▸ Instructions to follow
What number of lines contain the word "React"? Reply with the number and nothing else.

▸ Provided material
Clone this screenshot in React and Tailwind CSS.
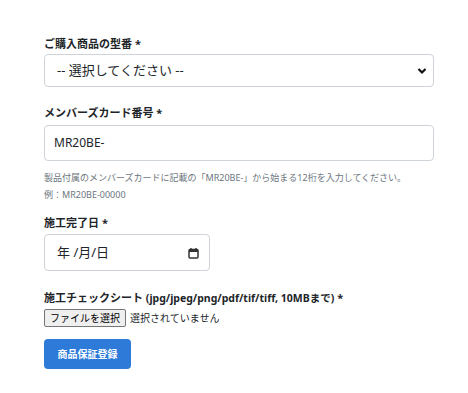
import React from "react";

const FONT = { fontFamily: '"Noto Sans", "Noto Sans CJK JP", sans-serif' };

function Label({ children }) {
  return (
    <div className="text-[11px] leading-[20px] font-bold text-[#212529]">
      {children} <span>*</span>
    </div>
  );
}

export default function App() {
  return (
    <div className="min-h-[393px] w-[468px] bg-white pl-[44px] pt-[34px] text-[#212529]" style={FONT}>
      <Label>ご購入商品の型番</Label>
      <div className="relative w-[390px] h-[33px] border border-[#ced4da] rounded-[4px] flex items-center pl-[12px]">
        <span className="text-[13px]">-- 選択してください --</span>
        <svg className="absolute right-[6px] top-[12px]" width="10" height="8" viewBox="0 0 10 8">
          <path d="M1.5 2 L5 5.5 L8.5 2" fill="none" stroke="#111" strokeWidth="2.2" />
        </svg>
      </div>

      <div className="mt-[16px]">
        <Label>メンバーズカード番号</Label>
      </div>
      <div className="mt-[2px] w-[390px] h-[36px] border border-[#ced4da] rounded-[4px] flex items-center pl-[9px]">
        <span className="text-[12px]">MR20BE-</span>
      </div>
      <div className="mt-[8px] text-[9px] leading-[17px] text-[#6c757d]">
        製品付属のメンバーズカードに記載の「MR20BE-」から始まる12桁を入力してください。
      </div>
      <div className="text-[9px] leading-[17px] text-[#6c757d]">例：MR20BE-00000</div>

      <div className="mt-[10px]">
        <Label>施工完了日</Label>
      </div>
      <div className="mt-[1px] w-[166px] h-[37px] border border-[#ced4da] rounded-[4px] flex items-center pl-[12px] pr-[10px] justify-between">
        <span className="text-[13px]">年 /月/日</span>
        <svg width="11" height="12" viewBox="0 0 11 12">
          <rect x="1" y="2.5" width="9" height="8.5" rx="1" fill="none" stroke="#333" strokeWidth="1.5" />
          <rect x="1" y="2.5" width="9" height="2.5" fill="#333" />
          <path d="M3 1v2M8 1v2" stroke="#333" strokeWidth="1.4" />
        </svg>
      </div>

      <div className="mt-[17px]">
        <Label>
          施工チェックシート <span className="text-[10.5px]">(jpg/jpeg/png/pdf/tif/tiff, 10MBまで)</span>
        </Label>
      </div>
      <div className="mt-[1px] flex items-center gap-[4px]">
        <button className="h-[18px] px-[5px] text-[10px] leading-none border border-[#767676] bg-[#efefef] rounded-[2px] text-black">
          ファイルを選択
        </button>
        <span className="text-[10px] text-[#212529]">選択されていません</span>
      </div>

      <button className="mt-[12px] w-[87px] h-[30px] rounded-[4px] bg-[#2d7ad8] text-white text-[10px] font-bold">
        商品保証登録
      </button>
    </div>
  );
}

▸ Exercise output
2